Créé en 1946 au sortir de la Seconde Guerre mondiale, le Festival de Cannes s’est imposé au fil des ans comme l’événement cinématographique le plus prestigieux du monde. La 77e édition (14-25 mai) ne déroge pas à la règle avec comme figure de proue l’Américain Francis Ford Coppola (83 ans) qui briguera une troisième Palme d’Or en présentant Megalopolis, son premier film depuis 2011.
Tout avait pourtant si mal commencé ! Créé à l’initiative du ministre français des Beaux-Arts et de l’Éducation Jean Zay pour concurrencer la Mostra de Venise, née dès 1932, le Festival de Cannes débute le 1er septembre 1939, du moins le croit-on. C’est en effet ce même jour que les troupes allemandes envahissent la Pologne, le début de la Seconde Guerre mondiale … Un seul film est projeté (Quasimodo de William Dieterle) et le festival est annulé sur-le-champ.

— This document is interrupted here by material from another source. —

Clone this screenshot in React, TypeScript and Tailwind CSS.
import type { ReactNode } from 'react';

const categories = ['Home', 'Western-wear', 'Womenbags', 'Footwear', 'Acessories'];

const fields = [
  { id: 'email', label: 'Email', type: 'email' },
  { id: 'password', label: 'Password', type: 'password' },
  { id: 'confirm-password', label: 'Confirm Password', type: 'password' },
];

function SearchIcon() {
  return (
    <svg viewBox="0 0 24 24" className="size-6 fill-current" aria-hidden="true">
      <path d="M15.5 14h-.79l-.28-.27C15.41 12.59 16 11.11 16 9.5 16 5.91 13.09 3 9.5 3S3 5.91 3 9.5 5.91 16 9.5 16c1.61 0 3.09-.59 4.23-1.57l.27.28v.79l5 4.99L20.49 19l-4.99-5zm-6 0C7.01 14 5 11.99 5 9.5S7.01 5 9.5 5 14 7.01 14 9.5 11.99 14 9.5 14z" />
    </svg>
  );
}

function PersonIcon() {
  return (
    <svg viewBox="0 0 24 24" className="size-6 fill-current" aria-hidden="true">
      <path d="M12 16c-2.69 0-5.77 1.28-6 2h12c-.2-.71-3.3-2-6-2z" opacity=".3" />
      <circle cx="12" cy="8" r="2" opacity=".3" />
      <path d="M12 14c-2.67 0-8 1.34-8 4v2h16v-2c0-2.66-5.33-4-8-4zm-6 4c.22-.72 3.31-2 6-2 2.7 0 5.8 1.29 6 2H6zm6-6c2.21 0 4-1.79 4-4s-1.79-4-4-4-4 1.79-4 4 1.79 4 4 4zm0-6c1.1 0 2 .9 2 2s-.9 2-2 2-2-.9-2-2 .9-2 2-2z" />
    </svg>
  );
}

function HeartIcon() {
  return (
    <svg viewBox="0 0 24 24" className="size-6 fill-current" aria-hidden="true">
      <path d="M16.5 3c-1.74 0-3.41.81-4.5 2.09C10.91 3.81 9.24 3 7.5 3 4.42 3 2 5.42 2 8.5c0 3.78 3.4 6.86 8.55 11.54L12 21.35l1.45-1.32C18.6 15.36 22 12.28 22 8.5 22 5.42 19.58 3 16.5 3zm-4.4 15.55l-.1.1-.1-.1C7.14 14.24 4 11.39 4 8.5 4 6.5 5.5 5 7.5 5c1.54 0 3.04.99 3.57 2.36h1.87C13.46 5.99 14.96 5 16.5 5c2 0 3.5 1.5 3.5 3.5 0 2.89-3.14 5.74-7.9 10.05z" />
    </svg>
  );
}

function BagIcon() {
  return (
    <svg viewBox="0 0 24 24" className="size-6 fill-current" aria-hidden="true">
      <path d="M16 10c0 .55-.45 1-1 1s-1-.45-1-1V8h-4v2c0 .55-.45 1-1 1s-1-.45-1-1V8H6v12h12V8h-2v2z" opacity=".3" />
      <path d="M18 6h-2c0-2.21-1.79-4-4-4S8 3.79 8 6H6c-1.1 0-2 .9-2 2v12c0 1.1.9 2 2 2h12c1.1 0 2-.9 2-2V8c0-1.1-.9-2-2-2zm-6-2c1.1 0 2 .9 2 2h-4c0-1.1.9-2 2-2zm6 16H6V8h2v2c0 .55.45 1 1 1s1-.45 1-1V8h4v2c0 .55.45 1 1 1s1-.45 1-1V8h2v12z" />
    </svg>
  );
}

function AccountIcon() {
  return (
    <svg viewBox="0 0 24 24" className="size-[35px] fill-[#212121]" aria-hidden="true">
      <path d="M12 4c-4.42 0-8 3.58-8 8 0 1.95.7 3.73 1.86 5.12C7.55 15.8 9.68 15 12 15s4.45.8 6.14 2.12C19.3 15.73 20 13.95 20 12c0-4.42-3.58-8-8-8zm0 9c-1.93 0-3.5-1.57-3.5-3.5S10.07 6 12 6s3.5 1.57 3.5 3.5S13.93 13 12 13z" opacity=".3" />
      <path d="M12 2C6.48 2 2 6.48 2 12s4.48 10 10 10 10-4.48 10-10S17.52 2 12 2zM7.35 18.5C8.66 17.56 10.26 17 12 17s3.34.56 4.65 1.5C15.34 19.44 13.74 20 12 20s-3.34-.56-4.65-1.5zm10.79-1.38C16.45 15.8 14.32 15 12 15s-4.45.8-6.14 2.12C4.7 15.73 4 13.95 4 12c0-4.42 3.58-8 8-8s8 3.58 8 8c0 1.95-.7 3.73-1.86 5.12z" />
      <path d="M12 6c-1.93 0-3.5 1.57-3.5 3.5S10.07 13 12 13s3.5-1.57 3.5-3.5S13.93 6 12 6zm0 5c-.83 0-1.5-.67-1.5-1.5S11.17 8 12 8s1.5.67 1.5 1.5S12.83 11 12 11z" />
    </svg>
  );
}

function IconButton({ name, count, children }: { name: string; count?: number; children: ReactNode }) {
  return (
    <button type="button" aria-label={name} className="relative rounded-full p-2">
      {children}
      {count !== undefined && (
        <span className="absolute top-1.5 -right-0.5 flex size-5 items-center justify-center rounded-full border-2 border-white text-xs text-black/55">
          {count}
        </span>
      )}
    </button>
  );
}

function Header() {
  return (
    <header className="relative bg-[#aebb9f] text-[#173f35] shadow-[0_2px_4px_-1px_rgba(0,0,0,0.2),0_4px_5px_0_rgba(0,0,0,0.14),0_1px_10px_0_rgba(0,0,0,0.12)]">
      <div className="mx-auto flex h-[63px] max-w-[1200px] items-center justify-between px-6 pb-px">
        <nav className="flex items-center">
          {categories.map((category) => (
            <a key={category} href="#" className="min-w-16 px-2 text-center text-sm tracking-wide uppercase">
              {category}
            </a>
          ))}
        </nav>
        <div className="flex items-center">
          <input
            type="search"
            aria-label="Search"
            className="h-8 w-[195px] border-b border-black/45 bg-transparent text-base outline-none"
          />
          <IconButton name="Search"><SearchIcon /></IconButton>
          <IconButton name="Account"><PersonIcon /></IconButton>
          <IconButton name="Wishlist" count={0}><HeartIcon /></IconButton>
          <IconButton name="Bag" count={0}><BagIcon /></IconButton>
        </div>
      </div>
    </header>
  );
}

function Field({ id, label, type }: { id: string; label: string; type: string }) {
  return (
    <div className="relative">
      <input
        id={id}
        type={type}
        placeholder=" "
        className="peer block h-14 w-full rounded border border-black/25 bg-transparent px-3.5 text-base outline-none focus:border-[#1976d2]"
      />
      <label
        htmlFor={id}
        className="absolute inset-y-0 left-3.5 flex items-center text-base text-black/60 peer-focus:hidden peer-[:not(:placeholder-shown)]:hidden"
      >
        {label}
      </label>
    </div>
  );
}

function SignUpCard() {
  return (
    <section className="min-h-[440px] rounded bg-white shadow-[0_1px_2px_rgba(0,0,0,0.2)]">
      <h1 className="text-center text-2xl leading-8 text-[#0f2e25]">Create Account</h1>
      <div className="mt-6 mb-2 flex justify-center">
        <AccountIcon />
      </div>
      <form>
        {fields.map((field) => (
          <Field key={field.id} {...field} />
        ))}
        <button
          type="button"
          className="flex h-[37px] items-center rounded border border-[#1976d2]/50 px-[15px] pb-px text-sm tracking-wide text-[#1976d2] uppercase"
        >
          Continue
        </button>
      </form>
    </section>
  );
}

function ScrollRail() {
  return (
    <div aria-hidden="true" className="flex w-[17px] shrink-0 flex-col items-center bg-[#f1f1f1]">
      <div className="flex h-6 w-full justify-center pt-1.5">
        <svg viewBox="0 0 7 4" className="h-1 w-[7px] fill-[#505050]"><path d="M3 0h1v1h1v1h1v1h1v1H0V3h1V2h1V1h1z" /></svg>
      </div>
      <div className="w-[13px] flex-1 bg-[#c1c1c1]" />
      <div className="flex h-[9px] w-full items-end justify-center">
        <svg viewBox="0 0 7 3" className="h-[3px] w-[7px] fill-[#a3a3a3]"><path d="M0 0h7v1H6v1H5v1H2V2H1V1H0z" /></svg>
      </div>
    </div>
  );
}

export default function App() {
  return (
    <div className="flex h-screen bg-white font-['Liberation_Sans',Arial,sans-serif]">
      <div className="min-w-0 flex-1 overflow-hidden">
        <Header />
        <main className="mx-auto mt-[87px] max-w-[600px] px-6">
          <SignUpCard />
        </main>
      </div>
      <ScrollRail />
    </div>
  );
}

Arrêté par Vichy en 1940 parce que juif et exécuté par la milice en 1944, Jean Zay –
« panthéonisé » en 2015 – ne verra jamais son projet prendre forme.

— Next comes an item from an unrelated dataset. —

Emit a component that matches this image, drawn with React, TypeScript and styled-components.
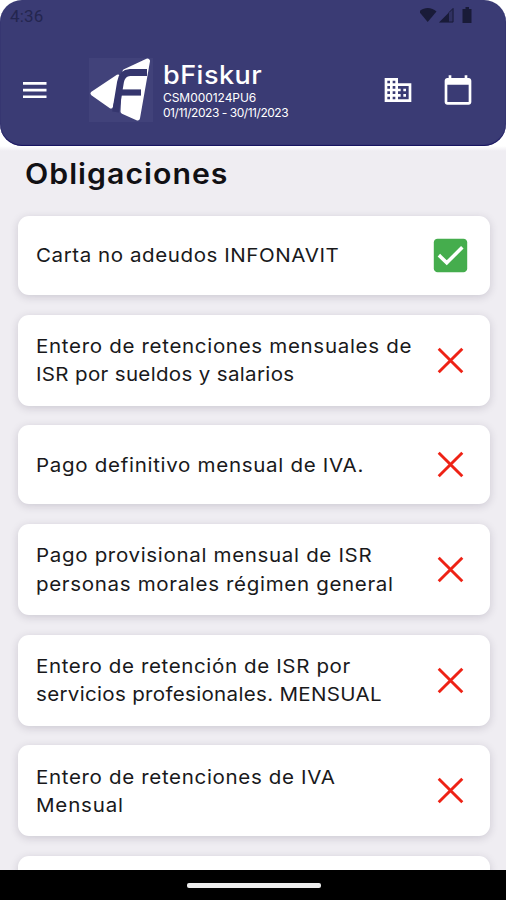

Il faut attendre le 20 septembre 1946 pour voir le festival éclore mais les débuts sont difficiles. Dans cet immédiat après-guerre, les temps sont durs et l’argent fait défaut, si bien que les éditions 1948 et 1950 sont annulées par manque de fonds. Jusqu’en 1954, c’est le Grand Prix du Festival International du film qui récompense le film jugé le meilleur comme par exemple Le Troisième Homme de Carol Reed (1949) ou Le Salaire de la peur d’Henri-Georges Clouzot (1953). Ce n’est qu’en 1955 qu’apparaît la Palme d’Or, fruit d’un concours entre plusieurs joailliers et symbole de la ville de Cannes dont la Croisette en bord de mer est bordée de palmiers.
Des films passés à la postérité
À cette palme très convoitée qui récompense la meilleure œuvre selon un jury composé de onze personnalités, s’ajoutent d’autres prix de prestige (Grand prix, Prix d’interprétation masculine et féminine, Prix de la mise en scène, du scénario et Prix spécial du jury). Célèbre pour ses polémiques enflammées, son tapis rouge et ses soirées extravagantes, le Festival aura surtout permis de couronner des films passés depuis à la postérité comme La Dolce Vita de Fellini, Le Guépard de Visconti, Taxi Driver de Scorsese, Apocalypse Now de Coppola, Pulp Fiction de Tarantino ou encore Parasite de Bong-Joo-ho, autant de réalisateurs pour qui, hormis Fellini déjà célèbre, Cannes aura servi de tremplin
Plusieurs réalisateurs ukrainiens se sont illustrés à Cannes : Maryna Vroda Palme d’Or du meilleur court métrage pour Cross en 2011, Miroslav Slaboshpitsky Grand Prix de la semaine de la critique pour The Tribe en 2014 et Sergei Loznitsa, sacré à Un Certain Regard en 2018 pour Donbass et qui sera présent pour la quatrième fois cette année sur la Croisette avec un documentaire intitulé L’Invasion.
Au-delà de la sélection officielle, le festival projette en général au moins 80 films dans différentes sections comme La Semaine de la critique née en 1962, la Quinzaine des réalisateurs créée en 1969 et devenue Quinzaine des cinéastes en 2022, catégorie qui met en lumière des metteurs en scène encore méconnus. Et aussi la Caméra d’Or instituée en 1978 pour le meilleur premier film ou encore Un Certain Regard qui date de la même année et célèbre le cinéma de genre. En 1983 un nouveau Palais des festivals a vu le jour, un bâtiment de 10 000 m2 dont l’architecture n’a pas fait l’unanimité, au point d’être surnommé « le bunker ».
Signe de la popularité croissante de cet événement désormais concentré sur douze jours, les cérémonies d’ouverture et de clôture sont retransmises en direct à la télévision depuis 1993 et sont encore davantage suivies internationalement depuis l’avènement d’internet et des plateformes spécialisées. Il faut dire, pour conclure, que le rayonnement mondial du festival tient dans sa spécificité : c’est celui qui, bien plus que tout autre, brasse le plus grand nombre de professionnels du 7e art dans un même lieu sur un laps de temps aussi court. C’est cela qui en fait un événement unique.